RELATO ÍNTIMO SOBRE ESQUECIMENTO, DOR E MEMÓRIA 

Pela primeira vez, imaginei claramente a sua vida aqui, para lá das minhas visitas (…) Estou a arranjar uma tonelada de culpa para o futuro. Mas mantê-la em minha casa era deixar de viver. Ela ou eu. Lembro-me da última frase que ela escreveu: «Não saí da minha noite.» (p. 34)

Depois de se sentir mal e de ser hospitalizada, em 1983, e já acusando algumas falhas de memória e comportamentos estranhos, a mãe de Annie Ernaux recebe o diagnóstico da doença de Alzheimer.
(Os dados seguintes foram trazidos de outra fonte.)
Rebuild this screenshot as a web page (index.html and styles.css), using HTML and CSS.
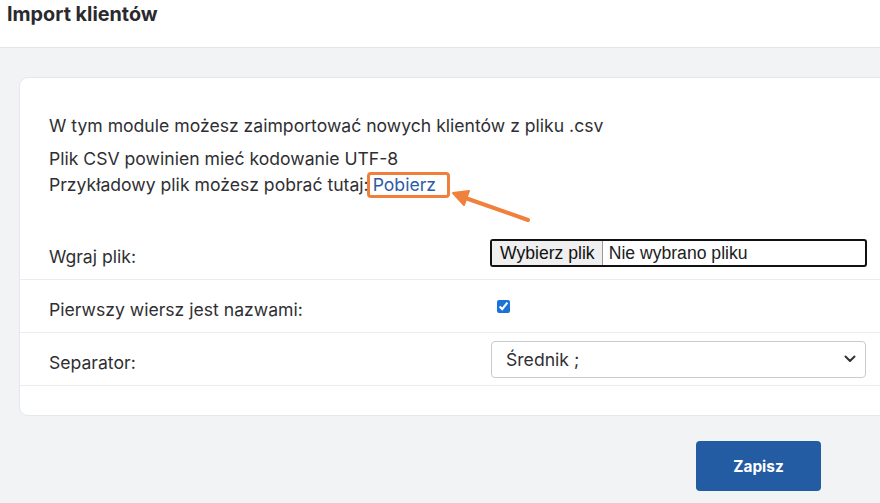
FILE: index.html
```html
<!DOCTYPE html>
<html lang="pl">
<head>
<meta charset="utf-8">
<title>Import klientów</title>
<link rel="stylesheet" href="styles.css">
</head>
<body>
<header class="topbar">
  <h1 class="title">Import klientów</h1>
</header>
<main class="content">
  <section class="card">
    <div class="intro">
      <p class="intro-lead">W tym module możesz zaimportować nowych klientów z pliku .csv</p>
      <p class="intro-line">Plik CSV powinien mieć kodowanie UTF-8</p>
      <p class="intro-line">Przykładowy plik możesz pobrać tutaj:<a class="link-hl" href="#">Pobierz</a></p>
    </div>
    <svg class="arrow" width="90" height="40" viewBox="0 0 90 40">
      <path d="M82 34 L18 11.5" stroke="#f0803b" stroke-width="4" stroke-linecap="round" fill="none"/>
      <path d="M7 7 L23 5 L18 19 Z" fill="#f0803b" stroke="#f0803b" stroke-width="2" stroke-linejoin="round"/>
    </svg>
    <div class="row row-first">
      <div class="label">Wgraj plik:</div>
      <div class="field">
        <label class="file">
          <input type="file" class="file-input">
          <span class="file-btn">Wybierz plik</span>
          <span class="file-name">Nie wybrano pliku</span>
        </label>
      </div>
    </div>
    <div class="row">
      <div class="label">Pierwszy wiersz jest nazwami:</div>
      <div class="field">
        <input type="checkbox" class="check" checked>
      </div>
    </div>
    <div class="row">
      <div class="label">Separator:</div>
      <div class="field">
        <div class="select">
          <span>Średnik ;</span>
          <svg class="chev" width="12" height="8" viewBox="0 0 12 8"><path d="M1.5 1.5 L6 6 L10.5 1.5" stroke="#333" stroke-width="2" fill="none" stroke-linecap="round" stroke-linejoin="round"/></svg>
        </div>
      </div>
    </div>
  </section>
  <div class="actions">
    <button class="btn-save" type="button">Zapisz</button>
  </div>
</main>
</body>
</html>
```
FILE: styles.css
```css
html, body {
  margin: 0;
  padding: 0;
}
body {
  width: 880px;
  height: 503px;
  overflow: hidden;
  background: #f2f3f5;
  font-family: Inter, "Noto Sans", sans-serif;
  color: #2f2f33;
}
.topbar {
  height: 48px;
  background: #fff;
  border-bottom: 1px solid #e3e5e8;
  box-sizing: border-box;
  padding: 1px 0 0 7px;
}
.title {
  margin: 0;
  font-size: 19.8px;
  font-weight: 700;
  line-height: 26px;
  color: #2a2a2e;
}
.content {
  padding: 29px 0 0 19px;
}
.card {
  position: relative;
  width: 900px;
  background: #fff;
  border: 1px solid #e5e7eb;
  border-radius: 9px;
  padding: 35px 0 29px 0;
}
.intro {
  padding: 0 29px;
  font-size: 17.6px;
}
.intro p {
  margin: 0;
  line-height: 26px;
  height: 26px;
}
.intro-lead {
  margin-bottom: 7px !important;
}
.link-hl {
  display: inline-block;
  color: #2d5ba6;
  text-decoration: none;
  border: 3px solid #ef7f3a;
  border-radius: 4px;
  padding: 0 11px 0 3px;
  line-height: 20px;
  vertical-align: 0;
  margin-left: -2px;
}
.arrow {
  position: absolute;
  left: 426px;
  top: 108px;
}
.row {
  display: flex;
  align-items: center;
  height: 52px;
  border-bottom: 1px solid #ececec;
  padding-left: 29px;
}
.row-first {
  margin-top: 29px;
}
.label {
  width: 441px;
  font-size: 17.6px;
  padding-top: 7px;
}
.field {
  display: flex;
  align-items: center;
}
.file {
  display: flex;
  align-items: stretch;
  width: 373px;
  height: 24px;
  border: 2px solid #111;
  border-radius: 3px;
  font-family: "Liberation Sans", Arial, sans-serif;
  font-size: 17.6px;
  cursor: pointer;
}
.file-input {
  display: none;
}
.file-btn {
  background: #efefef;
  border-right: 1px solid #9a9a9a;
  padding: 0 7px 0 8px;
  line-height: 24px;
  color: #111;
}
.file-name {
  padding-left: 6px;
  line-height: 24px;
  color: #222;
}
.check {
  margin: 0 0 0 7px;
  width: 13px;
  height: 13px;
  accent-color: #1b72d8;
}
.select {
  display: flex;
  align-items: center;
  justify-content: space-between;
  box-sizing: border-box;
  width: 375px;
  height: 37px;
  margin-left: 1px;
  border: 1px solid #c8cacd;
  border-radius: 4px;
  padding: 0 9px 0 14px;
  font-size: 17.6px;
  color: #2f2f33;
}
.actions {
  display: flex;
  justify-content: flex-end;
  padding: 25px 59px 0 0;
}
.btn-save {
  width: 125px;
  height: 50px;
  border: none;
  border-radius: 4px;
  background: #245ca3;
  color: #fff;
  font-family: Inter, sans-serif;
  font-weight: 700;
  font-size: 15.4px;
}
```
Na esperança de que pudesse recuperar o dinamismo e a independência que a caracterizavam, Annie leva-a para sua casa, para junto de si e dos dois netos.

Durante este período, Annie começa a escrever pedaços sem ordem dos comportamentos bizarros que observa da sua mãe, de como se sente perante a crescente degradação e perda de faculdades cognitivas e mentais.

Ante a impotência e incapacidade para ajudar a sua progenitora, a mãe de Annie passa a depender dos cuidados de terceiros, sendo internada no serviço de geriatria, no hospital de Pontoise.

Como pode um livro com menos de cem páginas transportar-nos para uma viagem imersiva, em que perguntas sem resposta encontram-se sempre presentes em cada página:

Quem sofre mais? Aquele(a) que vive, mas já não tem consciência de si e dos outros, da sua existência, ou aquele(as) que lhe são mais próximos(as), neste caso, o(a)s filho(a)s?

Como se lida com a perda de memória, com o esquecimento de si mesmo(a), de como se anda, come, veste, higieniza-se? Escovar o cabelo, cortar as unhas, dar de comer à boca. A inversão de papéis: a mãe que se torna filha, numa criança; a filha que se torna mãe, numa cuidadora permanente. E quando a criança/bebé expressa palavras ou frases de quando ainda era adulta, lúcida e dona da sua cabeça e do seu corpo?

Em «Não Saí da Minha Noite», Annie Ernaux apresenta-nos uma escrita incisiva e desarmante; através dos seus relatos curtos, mas minuciosos, consegue, como pouco(as), transformar dor, angústia e culpa (quase) indizíveis em palavras carregadas de sentido.